#### [Supplied material]

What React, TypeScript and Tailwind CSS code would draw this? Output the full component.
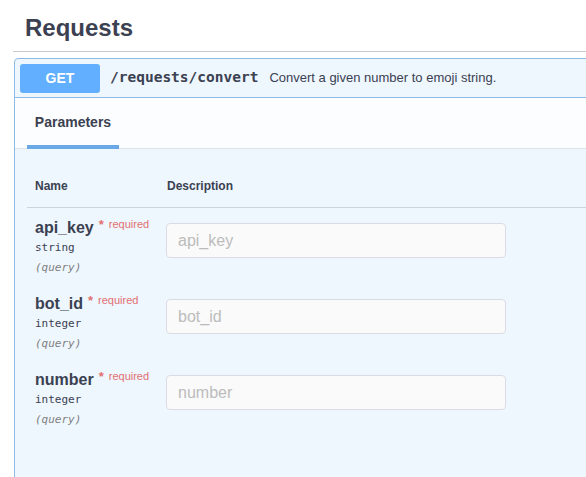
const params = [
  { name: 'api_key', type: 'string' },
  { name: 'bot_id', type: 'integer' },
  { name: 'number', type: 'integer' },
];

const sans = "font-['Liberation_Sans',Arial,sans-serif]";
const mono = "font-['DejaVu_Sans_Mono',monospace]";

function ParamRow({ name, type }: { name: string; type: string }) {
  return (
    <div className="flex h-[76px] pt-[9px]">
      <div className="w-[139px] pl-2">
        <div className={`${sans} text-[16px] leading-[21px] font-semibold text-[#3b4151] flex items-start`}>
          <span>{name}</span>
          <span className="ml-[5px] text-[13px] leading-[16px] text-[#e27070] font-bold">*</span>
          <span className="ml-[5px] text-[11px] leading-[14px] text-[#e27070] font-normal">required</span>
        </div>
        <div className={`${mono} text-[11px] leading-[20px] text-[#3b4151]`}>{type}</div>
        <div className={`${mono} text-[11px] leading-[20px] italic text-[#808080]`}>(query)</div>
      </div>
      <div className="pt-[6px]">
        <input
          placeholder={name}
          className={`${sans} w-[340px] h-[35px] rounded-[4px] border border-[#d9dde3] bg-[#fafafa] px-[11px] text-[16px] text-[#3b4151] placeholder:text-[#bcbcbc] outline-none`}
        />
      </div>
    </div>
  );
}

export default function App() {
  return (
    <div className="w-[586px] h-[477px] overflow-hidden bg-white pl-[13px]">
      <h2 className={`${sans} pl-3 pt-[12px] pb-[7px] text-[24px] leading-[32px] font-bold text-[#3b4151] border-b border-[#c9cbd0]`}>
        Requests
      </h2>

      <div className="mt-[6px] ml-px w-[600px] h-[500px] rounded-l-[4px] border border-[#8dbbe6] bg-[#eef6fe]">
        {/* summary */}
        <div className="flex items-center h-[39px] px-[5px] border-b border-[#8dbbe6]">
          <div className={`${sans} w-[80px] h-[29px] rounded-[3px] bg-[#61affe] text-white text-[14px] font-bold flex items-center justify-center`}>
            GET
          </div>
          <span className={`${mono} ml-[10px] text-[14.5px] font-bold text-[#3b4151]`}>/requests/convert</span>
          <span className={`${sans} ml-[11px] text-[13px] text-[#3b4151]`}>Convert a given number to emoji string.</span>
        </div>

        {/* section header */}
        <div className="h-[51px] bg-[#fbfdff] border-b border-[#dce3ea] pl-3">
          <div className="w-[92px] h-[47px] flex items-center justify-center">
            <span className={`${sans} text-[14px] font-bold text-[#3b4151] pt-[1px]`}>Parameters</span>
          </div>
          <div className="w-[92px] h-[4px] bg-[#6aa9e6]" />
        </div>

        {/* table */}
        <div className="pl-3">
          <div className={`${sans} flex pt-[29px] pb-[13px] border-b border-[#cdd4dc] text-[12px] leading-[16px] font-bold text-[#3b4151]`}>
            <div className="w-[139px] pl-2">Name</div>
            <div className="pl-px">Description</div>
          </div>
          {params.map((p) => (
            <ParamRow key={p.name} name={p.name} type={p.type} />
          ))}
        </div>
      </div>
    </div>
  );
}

#### [Exercise directions]
The listing above must be printed again exactly, minus its pictures.

#### [Task output]
What React, TypeScript and Tailwind CSS code would draw this? Output the full component.
const params = [
  { name: 'api_key', type: 'string' },
  { name: 'bot_id', type: 'integer' },
  { name: 'number', type: 'integer' },
];

const sans = "font-['Liberation_Sans',Arial,sans-serif]";
const mono = "font-['DejaVu_Sans_Mono',monospace]";

function ParamRow({ name, type }: { name: string; type: string }) {
  return (
    <div className="flex h-[76px] pt-[9px]">
      <div className="w-[139px] pl-2">
        <div className={`${sans} text-[16px] leading-[21px] font-semibold text-[#3b4151] flex items-start`}>
          <span>{name}</span>
          <span className="ml-[5px] text-[13px] leading-[16px] text-[#e27070] font-bold">*</span>
          <span className="ml-[5px] text-[11px] leading-[14px] text-[#e27070] font-normal">required</span>
        </div>
        <div className={`${mono} text-[11px] leading-[20px] text-[#3b4151]`}>{type}</div>
        <div className={`${mono} text-[11px] leading-[20px] italic text-[#808080]`}>(query)</div>
      </div>
      <div className="pt-[6px]">
        <input
          placeholder={name}
          className={`${sans} w-[340px] h-[35px] rounded-[4px] border border-[#d9dde3] bg-[#fafafa] px-[11px] text-[16px] text-[#3b4151] placeholder:text-[#bcbcbc] outline-none`}
        />
      </div>
    </div>
  );
}

export default function App() {
  return (
    <div className="w-[586px] h-[477px] overflow-hidden bg-white pl-[13px]">
      <h2 className={`${sans} pl-3 pt-[12px] pb-[7px] text-[24px] leading-[32px] font-bold text-[#3b4151] border-b border-[#c9cbd0]`}>
        Requests
      </h2>

      <div className="mt-[6px] ml-px w-[600px] h-[500px] rounded-l-[4px] border border-[#8dbbe6] bg-[#eef6fe]">
        {/* summary */}
        <div className="flex items-center h-[39px] px-[5px] border-b border-[#8dbbe6]">
          <div className={`${sans} w-[80px] h-[29px] rounded-[3px] bg-[#61affe] text-white text-[14px] font-bold flex items-center justify-center`}>
            GET
          </div>
          <span className={`${mono} ml-[10px] text-[14.5px] font-bold text-[#3b4151]`}>/requests/convert</span>
          <span className={`${sans} ml-[11px] text-[13px] text-[#3b4151]`}>Convert a given number to emoji string.</span>
        </div>

        {/* section header */}
        <div className="h-[51px] bg-[#fbfdff] border-b border-[#dce3ea] pl-3">
          <div className="w-[92px] h-[47px] flex items-center justify-center">
            <span className={`${sans} text-[14px] font-bold text-[#3b4151] pt-[1px]`}>Parameters</span>
          </div>
          <div className="w-[92px] h-[4px] bg-[#6aa9e6]" />
        </div>

        {/* table */}
        <div className="pl-3">
          <div className={`${sans} flex pt-[29px] pb-[13px] border-b border-[#cdd4dc] text-[12px] leading-[16px] font-bold text-[#3b4151]`}>
            <div className="w-[139px] pl-2">Name</div>
            <div className="pl-px">Description</div>
          </div>
          {params.map((p) => (
            <ParamRow key={p.name} name={p.name} type={p.type} />
          ))}
        </div>
      </div>
    </div>
  );
}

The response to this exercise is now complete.